Between the church and the River Don within the Anglo-Saxon monastery once stood a guest house where guests at the monastery, who often arrived by the river, were greeted and housed. These guests would have included distinguished visitors from overseas.
Both the Norman monastic remains at Jarrow and the Anglo-Saxon remnants of the church are more substantial than those at Monkwearmouth but both places should be visited as part of Bede’s story.
One artefact associated with Bede’s time that should be regarded with a pinch of salt is Bede’s Chair in the chancel at Jarrow. The wooden chair was reputedly Bede’s own, from which he is said to have created his great works. In fact the chair is thought to date to the 14th century. Sitting in the chair was once believed to improve the chances of having children and many a new bride would sit upon it in the hope of improving fecundity.
One of the biggest changes in the landscape of Jarriow came about in quite recent times. For centuries the main feature of this riverside area was the large tidal mudflat called Jarrow Slake.
Before the onset of industry the slake was the dominant feature of the local scenery but has now been completely filled in for the development of land by the Port of Tyne. The infilling of the 120 acre slake began in 1972 and was completed by the early 1980s. Much of the site is now a distribution centre for Nissan cars and masses of these brand new vehicles now occupy the now solid ground of the site.
The slake was a prominent feature at the time of Bede but in truth though Jarrow Slake was part of the natural landscape it was something of a muddy mess when the tide was out. When the tide was in it was filled with the water of the Tyne. It was through the slake that the River Don, entered the Tyne and the land on which St Paul’s monastery was established almost formed a small peninsula with the slake on one side and the Don on the other.
The slake and the mouth of the Don formed a harbour in Anglo-Saxon times that was known as the Port of Ecgfrid (or Ecgfrith) who was the King of Northumbria in Bede’s time. In this respect the tidal basin has a resemblance to a similar tidal haven at Budle Bay on the coast near Bamburgh. The Bamburgh-based Kings of Northumbria operated a port at Waren on the Waren Burn within Budle Bay during Anglo-Saxon times and it is interesting to compare the two sites.
The name of Jarrow Slake is, incidentally, said to be a corruption of ‘Jarrow’s Lake’ though slake is probably a word in its own right. In local dialect the slake was sometimes known as Jarrow Slax. Slake was also the name of a tidal mudflat within the natural hook of the Hartlepool headland, an ancient spot associated with St. Hilda and later the focus of a medieval port.

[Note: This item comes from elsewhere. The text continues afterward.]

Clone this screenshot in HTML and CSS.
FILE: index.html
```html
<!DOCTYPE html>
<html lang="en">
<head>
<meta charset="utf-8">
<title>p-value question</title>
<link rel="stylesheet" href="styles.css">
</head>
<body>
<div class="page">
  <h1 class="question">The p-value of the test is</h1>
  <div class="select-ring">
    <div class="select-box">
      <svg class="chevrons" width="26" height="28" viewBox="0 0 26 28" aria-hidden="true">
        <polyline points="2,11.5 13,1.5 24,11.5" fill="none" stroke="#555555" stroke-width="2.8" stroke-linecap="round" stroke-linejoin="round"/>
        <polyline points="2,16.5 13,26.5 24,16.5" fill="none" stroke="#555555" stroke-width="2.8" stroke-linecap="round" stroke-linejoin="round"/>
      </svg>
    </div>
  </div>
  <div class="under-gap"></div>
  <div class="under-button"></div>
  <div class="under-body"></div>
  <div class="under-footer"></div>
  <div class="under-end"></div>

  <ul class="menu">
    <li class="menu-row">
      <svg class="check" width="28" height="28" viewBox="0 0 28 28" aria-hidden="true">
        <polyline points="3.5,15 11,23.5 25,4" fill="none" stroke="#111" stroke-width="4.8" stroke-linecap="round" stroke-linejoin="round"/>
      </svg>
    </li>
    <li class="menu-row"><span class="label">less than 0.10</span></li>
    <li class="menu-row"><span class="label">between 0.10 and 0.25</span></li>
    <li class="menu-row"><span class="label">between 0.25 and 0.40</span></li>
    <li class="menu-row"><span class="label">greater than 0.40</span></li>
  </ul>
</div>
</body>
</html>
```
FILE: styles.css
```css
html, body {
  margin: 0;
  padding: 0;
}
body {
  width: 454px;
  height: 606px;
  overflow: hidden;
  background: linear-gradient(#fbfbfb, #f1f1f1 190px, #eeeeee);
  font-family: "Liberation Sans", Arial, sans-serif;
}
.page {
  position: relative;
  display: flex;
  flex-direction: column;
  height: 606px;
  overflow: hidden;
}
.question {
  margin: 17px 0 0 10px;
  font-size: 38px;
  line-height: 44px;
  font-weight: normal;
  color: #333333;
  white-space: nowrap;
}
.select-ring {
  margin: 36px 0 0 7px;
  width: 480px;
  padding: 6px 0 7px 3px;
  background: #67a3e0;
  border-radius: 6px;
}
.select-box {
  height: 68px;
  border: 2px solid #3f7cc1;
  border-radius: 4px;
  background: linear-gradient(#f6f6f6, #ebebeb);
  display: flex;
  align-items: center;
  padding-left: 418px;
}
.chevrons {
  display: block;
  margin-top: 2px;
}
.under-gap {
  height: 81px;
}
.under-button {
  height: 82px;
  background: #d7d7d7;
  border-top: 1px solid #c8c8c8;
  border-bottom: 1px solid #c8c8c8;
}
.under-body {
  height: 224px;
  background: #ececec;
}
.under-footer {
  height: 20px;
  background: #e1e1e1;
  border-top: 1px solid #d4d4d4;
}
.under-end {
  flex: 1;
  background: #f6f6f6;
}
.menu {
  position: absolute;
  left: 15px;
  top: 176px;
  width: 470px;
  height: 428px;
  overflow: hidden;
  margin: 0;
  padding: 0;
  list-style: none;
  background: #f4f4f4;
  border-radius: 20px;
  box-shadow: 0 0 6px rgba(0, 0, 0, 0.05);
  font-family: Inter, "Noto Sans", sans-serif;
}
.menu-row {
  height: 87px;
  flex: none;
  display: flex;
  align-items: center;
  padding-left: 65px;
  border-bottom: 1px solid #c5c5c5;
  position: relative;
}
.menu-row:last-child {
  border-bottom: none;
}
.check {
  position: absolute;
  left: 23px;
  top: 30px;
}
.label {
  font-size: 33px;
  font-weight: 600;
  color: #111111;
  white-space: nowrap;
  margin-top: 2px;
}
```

Close to the monastic site of St Paul in Church Bank is Jarrow Hall which for many years served as the main museum housing finds from Jarrow. A brick building of around 1785 it was built by local industrialist Simon Temple who opened Jarrow Colliery (Temple Main Colliery) in 1803.
Later, Temple went bankrupt after making some poor investments and ended up living with his butler. Later occupants of the hall, which has a distinct bow-shaped front, included the Drewett family, the Mercantile Dock Company and from the 1920s, the Shell Mex company. In the 1930s another occupant, Catherine Chaytor, set up a woodden toy manufactory here in the hope of creating work for Jarrow’s unemployed at the time of the Jarrow March.

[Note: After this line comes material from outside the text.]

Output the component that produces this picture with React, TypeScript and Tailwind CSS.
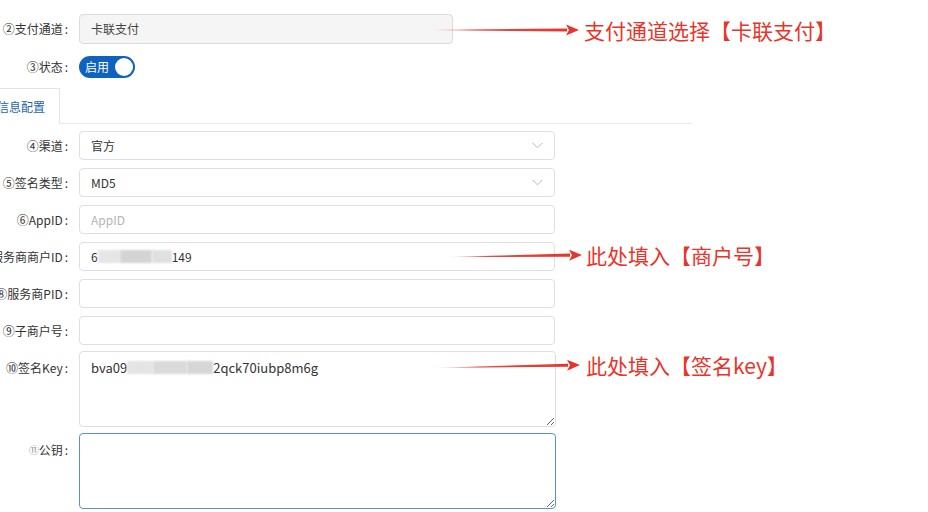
import React from "react";

const font = { fontFamily: '"Microsoft YaHei", "Noto Sans CJK SC", "Noto Sans", sans-serif' };

function Label({ text, top = false, children }: { text?: string; top?: boolean; children?: React.ReactNode }) {
  return (
    <div className={`w-[72px] shrink-0 flex justify-end whitespace-nowrap text-[12px] text-[#333] ${top ? "pt-[8px]" : "items-center"}`}>
      {children}
      {text}
      <span className="ml-[2px] mr-[4px]">:</span>
    </div>
  );
}

function Chevron() {
  return (
    <svg width="11" height="7" viewBox="0 0 11 7" className="text-[#b8b8b8]">
      <path d="M0.5 0.8 L5.5 5.8 L10.5 0.8" fill="none" stroke="currentColor" strokeWidth="1" />
    </svg>
  );
}

function Blur({ w, tone = "#dcdcdc" }: { w: number; tone?: string }) {
  return <span className="inline-block h-[13px] align-middle blur-[1px]" style={{ width: w, background: tone }} />;
}

function Arrow({ x1, y1, x2, y2, id }: { x1: number; y1: number; x2: number; y2: number; id: string }) {
  const left = Math.min(x1, x2) - 2;
  const top = Math.min(y1, y2) - 8;
  const w = Math.abs(x2 - x1) + 4;
  const h = Math.abs(y2 - y1) + 16;
  const ax = x1 - left, ay = y1 - top, bx = x2 - left, by = y2 - top;
  const hx = bx - 12;
  const hy = ay + (by - ay) * ((hx - ax) / (bx - ax));
  return (
    <svg className="absolute pointer-events-none" style={{ left, top, width: w, height: h }} viewBox={`0 0 ${w} ${h}`}>
      <defs>
        <linearGradient id={id} x1="0" x2="1" y1="0" y2="0">
          <stop offset="0" stopColor="#e8352b" stopOpacity="0" />
          <stop offset="0.35" stopColor="#e8352b" stopOpacity="0.9" />
          <stop offset="1" stopColor="#e8352b" />
        </linearGradient>
      </defs>
      <polygon points={`${ax},${ay} ${hx},${hy - 1.6} ${hx},${hy + 1.6}`} fill={`url(#${id})`} />
      <polygon points={`${hx - 1},${hy - 5.5} ${bx},${by} ${hx - 1},${hy + 5.5} ${hx + 2},${hy}`} fill="#e8352b" />
    </svg>
  );
}

const inputBox = "h-[29px] w-[476px] rounded-[4px] border border-[#dcdfe6] bg-white px-[11px] flex items-center text-[12px] text-[#333]";
const note = "absolute text-[21px] leading-[28px] text-[#e8352b] whitespace-nowrap";

export default function App() {
  return (
    <div className="relative w-[928px] h-[512px] overflow-hidden bg-white" style={font}>
      <div className="pt-[14px]">
        <div className="flex gap-[7px]">
          <Label text="②支付通道" />
          <div className="h-[30px] w-[374px] rounded-[4px] border border-[#dcdcdc] bg-[#f5f5f5] px-[11px] flex items-center text-[12px] text-[#444]">卡联支付</div>
        </div>

        <div className="flex gap-[7px] mt-[12px]">
          <Label text="③状态" />
          <div className="h-[22px] w-[56px] rounded-full bg-[#0f62bd] flex items-center justify-between pl-[6px] pr-[2px]">
            <span className="text-[12px] text-white leading-none">启用</span>
            <span className="w-[18px] h-[18px] rounded-full bg-white" />
          </div>
        </div>

        <div className="flex mt-[10px] w-[692px]">
          <div className="h-[36px] pr-[14px] -ml-[3px] border-t border-r border-[#e4e4e4] flex items-center text-[12px] text-[#1e64b4]">信息配置</div>
          <div className="flex-1 border-b border-[#e8e8e8]" />
        </div>

        <div className="flex flex-col gap-[8px] mt-[7px]">
          <div className="flex gap-[7px]">
            <Label text="④渠道" />
            <div className={`${inputBox} justify-between`}>
              <span>官方</span>
              <Chevron />
            </div>
          </div>
          <div className="flex gap-[7px]">
            <Label text="⑤签名类型" />
            <div className={`${inputBox} justify-between`}>
              <span>MD5</span>
              <Chevron />
            </div>
          </div>
          <div className="flex gap-[7px]">
            <Label text="⑥AppID" />
            <div className={inputBox}>
              <span className="text-[#b5b5b5]">AppID</span>
            </div>
          </div>
          <div className="flex gap-[7px]">
            <Label text="⑦服务商商户ID" />
            <div className={inputBox}>
              <span>6</span>
              <Blur w={22} tone="#e6e6e6" />
              <Blur w={32} tone="#d4d4d4" />
              <Blur w={20} tone="#e0e0e0" />
              <span>149</span>
            </div>
          </div>
          <div className="flex gap-[7px]">
            <Label text="⑧服务商PID" />
            <div className={inputBox} />
          </div>
          <div className="flex gap-[7px]">
            <Label text="⑨子商户号" />
            <div className={inputBox} />
          </div>
          <div className="flex gap-[7px] mt-[-2px]">
            <Label text="⑩签名Key" top />
            <div className="relative">
              <textarea
                readOnly
                className="block h-[76px] w-[477px] rounded-[4px] border border-[#dcdfe6] bg-white pl-[11px] pt-[8px] text-[13px] text-transparent resize-y outline-none"
                value=""
              />
              <div className="absolute left-[12px] top-[7px] text-[13px] text-[#333] flex items-center pointer-events-none">
                <span>bva09</span>
                <Blur w={26} tone="#e4e4e4" />
                <Blur w={34} tone="#dadada" />
                <Blur w={26} tone="#d6d6d6" />
                <span>2qck70iubp8m6g</span>
              </div>
            </div>
          </div>
          <div className="flex gap-[7px] mt-[-2px]">
            <Label text="公钥" top>
              <span className="text-[10px] text-[#888] mt-[1px]">⑪</span>
            </Label>
            <textarea
              readOnly
              className="block h-[76px] w-[477px] rounded-[4px] border border-[#5b93c4] bg-white px-[11px] py-[8px] text-[13px] resize-y outline-none"
              value=""
            />
          </div>
        </div>
      </div>

      <Arrow id="a1" x1={424} y1={30} x2={579} y2={30} />
      <div className={`${note} left-[584px] top-[16px]`}>支付通道选择【卡联支付】</div>

      <Arrow id="a2" x1={444} y1={257} x2={582} y2={255} />
      <div className={`${note} left-[586px] top-[241px]`}>此处填入【商户号】</div>

      <Arrow id="a3" x1={431} y1={368} x2={580} y2={365} />
      <div className={`${note} left-[586px] top-[351px]`}>此处填入【签名key】</div>
    </div>
  );
}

Over the years the hall fell into disrepair but had been acquired by Jarrow Borough Council. In the 1970s when it became the home of a museum – the Bede Monastery Museum – housing finds from the monastery of nearby St Paul. In the 1990s it became part of a much larger museum called Bede’s World. Bede’s World closed in February 2016, reopening on October 23, 2016 as a the world’s only Anglo-Saxon farm and village as well as a museum dedicated to Bede.
There are artefacts and archaeological finds from St Pauls monastery and collections of stained glass and displays relating to the Kingdom of Northumbria and the life of Bede at Bede’s World.

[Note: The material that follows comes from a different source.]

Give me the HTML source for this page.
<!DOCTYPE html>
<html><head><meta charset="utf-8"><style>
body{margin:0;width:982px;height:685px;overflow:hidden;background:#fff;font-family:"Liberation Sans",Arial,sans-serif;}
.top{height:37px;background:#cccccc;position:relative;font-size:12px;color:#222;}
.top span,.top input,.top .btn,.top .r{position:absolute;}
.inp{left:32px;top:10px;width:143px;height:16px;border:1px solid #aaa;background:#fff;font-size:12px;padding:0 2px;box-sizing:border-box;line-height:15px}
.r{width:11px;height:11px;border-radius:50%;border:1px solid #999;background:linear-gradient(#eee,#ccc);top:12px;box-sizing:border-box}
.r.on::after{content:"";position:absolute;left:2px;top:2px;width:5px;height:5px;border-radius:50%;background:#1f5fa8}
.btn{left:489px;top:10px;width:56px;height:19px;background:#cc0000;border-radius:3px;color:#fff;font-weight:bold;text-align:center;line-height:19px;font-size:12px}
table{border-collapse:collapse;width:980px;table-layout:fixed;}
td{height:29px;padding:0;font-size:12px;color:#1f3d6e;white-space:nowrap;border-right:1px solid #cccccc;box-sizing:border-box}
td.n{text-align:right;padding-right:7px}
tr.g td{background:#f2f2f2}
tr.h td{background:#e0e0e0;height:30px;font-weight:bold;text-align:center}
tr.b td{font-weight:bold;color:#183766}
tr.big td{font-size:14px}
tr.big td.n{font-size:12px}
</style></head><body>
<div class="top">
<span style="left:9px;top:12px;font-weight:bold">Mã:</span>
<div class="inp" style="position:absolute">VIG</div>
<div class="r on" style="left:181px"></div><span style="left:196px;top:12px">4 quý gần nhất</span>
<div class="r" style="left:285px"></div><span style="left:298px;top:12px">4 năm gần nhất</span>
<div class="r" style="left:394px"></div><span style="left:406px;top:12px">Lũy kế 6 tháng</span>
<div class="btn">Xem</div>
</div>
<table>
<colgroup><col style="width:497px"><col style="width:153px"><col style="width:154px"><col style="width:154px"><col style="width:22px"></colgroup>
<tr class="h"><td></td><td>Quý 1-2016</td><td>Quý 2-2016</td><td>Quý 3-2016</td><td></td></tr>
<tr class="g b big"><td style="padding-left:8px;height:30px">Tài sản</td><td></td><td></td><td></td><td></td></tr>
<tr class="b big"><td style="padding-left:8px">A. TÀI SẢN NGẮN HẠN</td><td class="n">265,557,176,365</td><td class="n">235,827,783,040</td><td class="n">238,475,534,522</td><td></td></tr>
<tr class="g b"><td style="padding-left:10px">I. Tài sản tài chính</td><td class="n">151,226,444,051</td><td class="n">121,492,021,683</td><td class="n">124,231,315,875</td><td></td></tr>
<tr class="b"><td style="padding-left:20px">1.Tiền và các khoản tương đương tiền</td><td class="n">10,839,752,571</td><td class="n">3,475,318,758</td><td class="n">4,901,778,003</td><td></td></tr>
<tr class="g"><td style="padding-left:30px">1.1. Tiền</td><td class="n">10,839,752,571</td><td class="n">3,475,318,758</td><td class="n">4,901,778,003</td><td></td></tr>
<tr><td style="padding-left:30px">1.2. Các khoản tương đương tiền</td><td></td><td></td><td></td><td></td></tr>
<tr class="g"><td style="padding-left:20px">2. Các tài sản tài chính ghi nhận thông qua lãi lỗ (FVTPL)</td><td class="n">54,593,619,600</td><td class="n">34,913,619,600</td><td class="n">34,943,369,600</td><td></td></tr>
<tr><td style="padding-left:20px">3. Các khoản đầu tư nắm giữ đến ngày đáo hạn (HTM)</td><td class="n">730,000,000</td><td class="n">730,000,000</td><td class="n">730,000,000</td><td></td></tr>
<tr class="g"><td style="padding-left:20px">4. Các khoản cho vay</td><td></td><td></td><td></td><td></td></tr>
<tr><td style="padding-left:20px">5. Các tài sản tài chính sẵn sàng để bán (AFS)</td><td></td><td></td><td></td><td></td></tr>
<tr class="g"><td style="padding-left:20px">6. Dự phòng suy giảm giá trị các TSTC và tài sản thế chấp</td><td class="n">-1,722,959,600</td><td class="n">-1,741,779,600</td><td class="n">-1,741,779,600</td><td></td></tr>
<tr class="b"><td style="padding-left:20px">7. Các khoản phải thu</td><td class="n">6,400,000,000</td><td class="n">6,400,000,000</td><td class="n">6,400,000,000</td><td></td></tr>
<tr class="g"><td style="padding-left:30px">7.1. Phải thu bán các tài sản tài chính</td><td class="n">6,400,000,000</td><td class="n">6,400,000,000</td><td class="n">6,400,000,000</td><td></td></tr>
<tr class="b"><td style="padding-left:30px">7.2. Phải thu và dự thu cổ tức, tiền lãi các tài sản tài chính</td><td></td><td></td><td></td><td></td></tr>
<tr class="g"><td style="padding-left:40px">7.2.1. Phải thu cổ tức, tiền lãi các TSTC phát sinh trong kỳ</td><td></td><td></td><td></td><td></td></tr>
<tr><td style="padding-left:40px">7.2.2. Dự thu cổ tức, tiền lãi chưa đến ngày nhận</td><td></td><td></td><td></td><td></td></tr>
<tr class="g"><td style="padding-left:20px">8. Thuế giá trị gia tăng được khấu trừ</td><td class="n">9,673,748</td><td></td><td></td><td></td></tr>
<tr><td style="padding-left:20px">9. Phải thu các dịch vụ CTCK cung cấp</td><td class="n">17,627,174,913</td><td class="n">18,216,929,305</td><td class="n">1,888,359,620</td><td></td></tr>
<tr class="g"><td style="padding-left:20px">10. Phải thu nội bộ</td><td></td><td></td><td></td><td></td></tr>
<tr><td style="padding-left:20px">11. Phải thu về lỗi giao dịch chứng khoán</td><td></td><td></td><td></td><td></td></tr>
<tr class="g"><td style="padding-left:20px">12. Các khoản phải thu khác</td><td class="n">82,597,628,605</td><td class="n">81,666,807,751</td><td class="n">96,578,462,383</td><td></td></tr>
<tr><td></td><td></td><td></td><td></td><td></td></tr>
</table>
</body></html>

The Anglo-Saxon farm called Gyrwe (Yeerweh) features three large timber buildings with thatched roofs and two smaller buildings – a monk’s cell and a grubenhaus used as a cold storage. Cereal crops of the Anglo-Saxon era are grown on the farm and animals of a kind familiar to the Anglo-Saxons are raised on the site. It brings the world of the past to life enlightening people in ways that surely Bede would have approved.